'''
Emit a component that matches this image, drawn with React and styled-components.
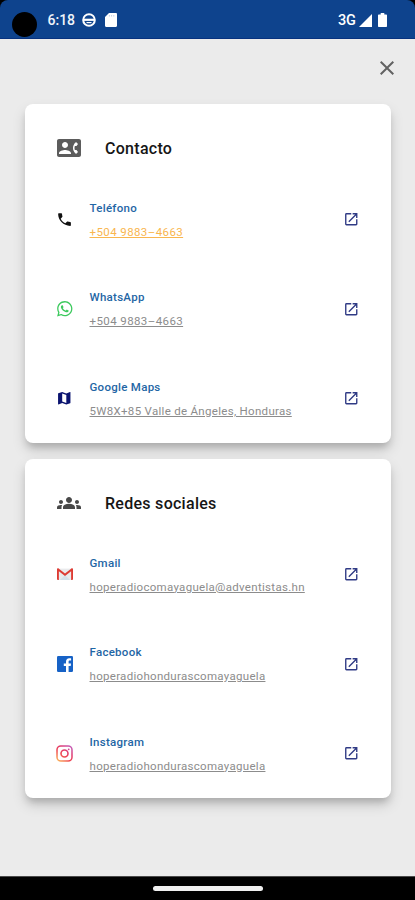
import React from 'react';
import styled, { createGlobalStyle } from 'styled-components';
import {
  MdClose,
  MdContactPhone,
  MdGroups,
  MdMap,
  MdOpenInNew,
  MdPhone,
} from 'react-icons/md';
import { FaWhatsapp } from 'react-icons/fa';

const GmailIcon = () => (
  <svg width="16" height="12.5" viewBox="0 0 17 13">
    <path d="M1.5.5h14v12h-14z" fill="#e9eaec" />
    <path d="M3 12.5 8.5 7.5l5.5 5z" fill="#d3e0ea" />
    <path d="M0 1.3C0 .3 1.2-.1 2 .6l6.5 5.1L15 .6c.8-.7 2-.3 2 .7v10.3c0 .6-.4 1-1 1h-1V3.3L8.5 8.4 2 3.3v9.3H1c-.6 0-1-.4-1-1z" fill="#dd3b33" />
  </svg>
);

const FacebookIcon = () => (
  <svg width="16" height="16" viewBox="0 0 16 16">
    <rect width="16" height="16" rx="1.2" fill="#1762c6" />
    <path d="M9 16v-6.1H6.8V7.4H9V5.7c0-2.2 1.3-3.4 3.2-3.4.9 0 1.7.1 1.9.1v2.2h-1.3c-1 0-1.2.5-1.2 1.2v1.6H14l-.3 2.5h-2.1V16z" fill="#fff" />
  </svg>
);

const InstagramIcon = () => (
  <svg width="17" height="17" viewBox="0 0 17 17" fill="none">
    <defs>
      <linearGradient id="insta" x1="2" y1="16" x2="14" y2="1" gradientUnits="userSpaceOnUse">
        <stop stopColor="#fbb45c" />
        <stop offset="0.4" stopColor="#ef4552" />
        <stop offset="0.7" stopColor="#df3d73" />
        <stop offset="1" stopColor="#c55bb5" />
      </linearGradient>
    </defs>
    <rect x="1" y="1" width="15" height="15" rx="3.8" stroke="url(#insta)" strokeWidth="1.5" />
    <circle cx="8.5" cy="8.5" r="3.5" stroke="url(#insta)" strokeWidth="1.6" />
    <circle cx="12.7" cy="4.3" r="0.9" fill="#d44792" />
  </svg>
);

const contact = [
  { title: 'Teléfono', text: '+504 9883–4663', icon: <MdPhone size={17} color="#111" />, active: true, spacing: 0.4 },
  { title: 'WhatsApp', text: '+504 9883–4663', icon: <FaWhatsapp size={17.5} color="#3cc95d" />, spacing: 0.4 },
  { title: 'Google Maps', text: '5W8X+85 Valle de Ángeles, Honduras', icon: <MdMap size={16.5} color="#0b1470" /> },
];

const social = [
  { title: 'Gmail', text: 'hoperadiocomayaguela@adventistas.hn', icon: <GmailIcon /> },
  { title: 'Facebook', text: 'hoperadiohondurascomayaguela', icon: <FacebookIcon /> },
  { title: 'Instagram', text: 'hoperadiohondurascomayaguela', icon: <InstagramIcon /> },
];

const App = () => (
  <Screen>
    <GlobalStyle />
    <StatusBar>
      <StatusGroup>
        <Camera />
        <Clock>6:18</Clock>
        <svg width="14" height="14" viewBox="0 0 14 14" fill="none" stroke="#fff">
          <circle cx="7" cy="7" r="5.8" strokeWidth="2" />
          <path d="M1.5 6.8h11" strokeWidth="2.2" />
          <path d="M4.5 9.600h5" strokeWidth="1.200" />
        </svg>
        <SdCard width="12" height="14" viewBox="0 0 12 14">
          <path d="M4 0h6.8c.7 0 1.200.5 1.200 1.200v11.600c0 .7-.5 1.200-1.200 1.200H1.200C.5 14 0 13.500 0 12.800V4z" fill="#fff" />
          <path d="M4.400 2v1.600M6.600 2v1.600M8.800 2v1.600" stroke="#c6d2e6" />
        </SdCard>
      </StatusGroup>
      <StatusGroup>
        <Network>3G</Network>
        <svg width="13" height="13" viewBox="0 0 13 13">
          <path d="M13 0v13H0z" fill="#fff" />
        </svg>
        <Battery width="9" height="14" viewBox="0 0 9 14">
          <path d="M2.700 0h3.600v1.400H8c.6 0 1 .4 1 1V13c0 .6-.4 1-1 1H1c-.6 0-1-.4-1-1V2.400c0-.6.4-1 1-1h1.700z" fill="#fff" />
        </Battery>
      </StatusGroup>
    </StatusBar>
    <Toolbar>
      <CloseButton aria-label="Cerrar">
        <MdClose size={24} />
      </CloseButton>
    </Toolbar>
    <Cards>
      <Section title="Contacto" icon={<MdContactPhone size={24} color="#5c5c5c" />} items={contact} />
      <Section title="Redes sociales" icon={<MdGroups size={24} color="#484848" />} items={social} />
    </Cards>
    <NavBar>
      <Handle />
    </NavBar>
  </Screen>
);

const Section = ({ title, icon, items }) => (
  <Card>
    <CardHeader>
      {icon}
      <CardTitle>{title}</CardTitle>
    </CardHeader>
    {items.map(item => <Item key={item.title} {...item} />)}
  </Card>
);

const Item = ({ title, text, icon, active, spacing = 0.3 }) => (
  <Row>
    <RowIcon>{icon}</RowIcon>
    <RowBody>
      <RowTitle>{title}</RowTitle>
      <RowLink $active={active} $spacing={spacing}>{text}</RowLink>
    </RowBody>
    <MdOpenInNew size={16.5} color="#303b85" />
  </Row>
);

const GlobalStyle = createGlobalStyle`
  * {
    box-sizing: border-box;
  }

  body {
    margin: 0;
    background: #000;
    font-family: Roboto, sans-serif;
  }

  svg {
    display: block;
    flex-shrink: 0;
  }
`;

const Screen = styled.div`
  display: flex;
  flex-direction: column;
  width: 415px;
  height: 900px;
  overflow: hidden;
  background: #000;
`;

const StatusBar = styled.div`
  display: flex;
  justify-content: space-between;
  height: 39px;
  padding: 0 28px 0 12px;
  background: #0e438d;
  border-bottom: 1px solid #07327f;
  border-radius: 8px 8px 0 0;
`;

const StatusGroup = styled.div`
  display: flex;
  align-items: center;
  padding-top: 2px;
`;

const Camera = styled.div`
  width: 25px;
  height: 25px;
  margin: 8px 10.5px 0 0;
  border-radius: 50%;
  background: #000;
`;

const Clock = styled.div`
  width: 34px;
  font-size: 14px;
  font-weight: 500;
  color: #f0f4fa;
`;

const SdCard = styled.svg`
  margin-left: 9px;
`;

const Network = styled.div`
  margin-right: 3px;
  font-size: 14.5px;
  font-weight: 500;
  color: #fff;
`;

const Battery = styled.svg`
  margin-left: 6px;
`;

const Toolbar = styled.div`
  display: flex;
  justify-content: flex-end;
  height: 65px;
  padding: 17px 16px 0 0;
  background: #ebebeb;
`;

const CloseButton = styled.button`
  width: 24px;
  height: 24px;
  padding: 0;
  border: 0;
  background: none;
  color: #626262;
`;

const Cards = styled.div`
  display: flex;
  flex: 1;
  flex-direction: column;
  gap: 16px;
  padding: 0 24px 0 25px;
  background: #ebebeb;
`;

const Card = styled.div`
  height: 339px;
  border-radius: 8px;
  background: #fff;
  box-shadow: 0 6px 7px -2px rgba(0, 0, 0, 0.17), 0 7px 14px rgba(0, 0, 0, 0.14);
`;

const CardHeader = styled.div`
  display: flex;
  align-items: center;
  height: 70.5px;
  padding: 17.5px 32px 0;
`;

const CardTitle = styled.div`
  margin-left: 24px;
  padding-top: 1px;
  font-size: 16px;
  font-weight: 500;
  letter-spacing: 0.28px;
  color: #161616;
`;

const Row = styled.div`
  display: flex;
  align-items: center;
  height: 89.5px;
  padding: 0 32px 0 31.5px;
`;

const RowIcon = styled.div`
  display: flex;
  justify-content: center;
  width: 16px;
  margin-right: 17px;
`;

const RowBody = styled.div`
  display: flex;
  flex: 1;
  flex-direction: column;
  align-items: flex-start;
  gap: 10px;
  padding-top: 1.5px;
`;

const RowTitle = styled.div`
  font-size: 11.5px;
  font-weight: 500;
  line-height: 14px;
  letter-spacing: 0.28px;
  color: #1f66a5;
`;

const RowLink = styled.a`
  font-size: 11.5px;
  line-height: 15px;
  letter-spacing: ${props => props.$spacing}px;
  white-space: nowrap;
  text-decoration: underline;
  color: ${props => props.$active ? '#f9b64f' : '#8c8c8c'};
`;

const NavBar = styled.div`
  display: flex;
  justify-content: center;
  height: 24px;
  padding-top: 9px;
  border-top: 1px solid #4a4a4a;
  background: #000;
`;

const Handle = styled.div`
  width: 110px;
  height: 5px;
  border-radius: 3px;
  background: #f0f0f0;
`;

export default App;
'''
(Goal of the exercise):
Copy each line holding the word "components" from the listing above.

(Task solution):
Emit a component that matches this image, drawn with React and styled-components.
import styled, { createGlobalStyle } from 'styled-components';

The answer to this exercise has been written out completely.